Once, buying an apple seemed so simple. One would walk into a grocer, choose a shiny specimen, count the necessary cash, and complete the purchase. These days, however, the process is far more complex. The notion of “customer,” according to Polish sociologist Zygmunt Bauman, has changed dramatically. Supermarkets now profile their shoppers, registering their buying habits via loyalty cards and surveys, and contend fiercely with their competitors for the custom of the most extravagant spenders. Similarly, companies are now using computer ranking systems to prioritize their customer service calls: callers with stellar spending records are given immediate access to senior agents, while “flawed customers”—defined as “people short of cash, credit cards and/or shopping enthusiasm”—are placed at the back of the line. Increased competition and consumerism on a worldwide scale require sellers to be more and more aware of who they sell to, for profit’s sake. Today the customer has become the commodity; it is now the customer—the person—that is being bought and sold.
The phenomenon is not restricted to supermarkets or call centers. Bauman explains Western society in terms of “liquid modernity,” a club whose members qualify via heightened spending habits and an ability to market themselves. Anyone who falls short of the standards is relegated to “pond life” (playful business jargon for the inadequate or inept consumer). Whether for immigration screening or in the labor market or on social networking websites, those wishing to take part in liquid modernity must be willing to sell themselves in the same way that washing powders and toothpaste were once sold.
Bauman demonstrates that this trend has harmed conventional modes of sociality. Over the last decade in California’s Silicon Valley, human resource slang has applied the term zero drag (common in physics parlance) to their employees. Employers are looking increasingly for “liquid” employees, workers who are infinitely flexible, unfailingly adaptable, and ultimately disposable.

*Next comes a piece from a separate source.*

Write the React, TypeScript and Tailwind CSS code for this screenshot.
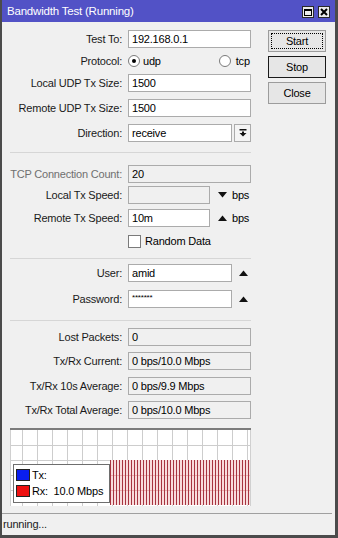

Bauman explains that a worker with zero drag is one with “no previous bonds, commitments or emotional attachments. . . . Living at some distance from the Valley, and/or being burdened with a wife or a child, lifts the ‘drag coefficient’ and lowers the applicant’s chances of employment.”
This excision of personal ties to make oneself more employable (read: desirable) is one thing; the pressure to shoehorn one’s image into conventions of appearance is another. To be left on the shelf means death for a product; the same goes for human commodities. The fad for inexpensive cosmetic surgery, the overwhelming pressure to dress in sensually attractive fashions, and even the identity recreation possible in social networking websites such as MySpace and FaceBook are examples of this commoditization. To be unsexy or lacking in virtual friends means, in consumerism terms, death.
Bauman examines some of the negative side effects of this recently adopted society of consumers. Conscripting economist Richard Layard’s term “hedonistic treadmill,” Bauman shows that this “is not a machine patented to turn out an ever growing volume of happiness.” He exposes the system’s fundamental deceit in saying that “the realm of hypocrisy stretching between popular beliefs and the realities of consumers’ lives is a necessary condition of a properly functioning society of consumers.” This chasm of treachery leads many to believe that they could be as beautiful as the film star in the advertisement, that they could be as desirable as the latest pop starlet. Nothing more than a Sisyphean sham, it inevitably produces a culture of hopeless inadequacy in those who fail to meet impossible ideals.
Central to Bauman’s argument is the theory of pointillism, where life is an endless series of punctuated pleasures, ruptures and episodes, “a multitude of eternal ‘instants.’” Pointillism explains the desire for successive small purchases (rather than saving for a major purchase); the trend for cosmetic surgery in installments; and constant self-reinvention, the unceasing “composing and dismantling of identity.” Such habits bring a recurrent stream of surprises, underlining the “move move move” (to quote Henry James) of liquid modernity. This incessant acquisition of delight necessitates a just-as-frenzied discarding of past pleasures, forming a treadmill of sensations. This may be acceptable in the realm of objects, but when it is applied to people—employees and friends—it becomes something altogether more shocking.
Above all, Bauman exposes a society that has elevated freedom of choice—that is, freedom to choose the most desirable—to the level of a religion, one that is beginning to see the results of such a self-centered disorienting lifestyle. As the psalmist so presciently described several millennia ago, the consumer, in his or her worship of consumerism, has become the commodity:
“The idols of the nations are silver and gold, the work of human hands. . . . Those who make them become like them, so do all who trust in them” (Psalm 135:15, 18).
These idols, inanimate but sparkling, are yesterday’s bling, yesterday’s nose job, the series of manufactured pleasures and comforts that line our pointillist lives. Bauman highlights an interesting side effect of this: reliance on constant rebirth means that “eternity is no longer a value and an object of desire.” Eternity has no place in a pointillist life of endless shocks and hedonistic pleasures; the focus is on short-lived pleasures. We, as commodities, have become sparkling and desirable, just like a shiny apple; like that same apple, though, we have also become disposable.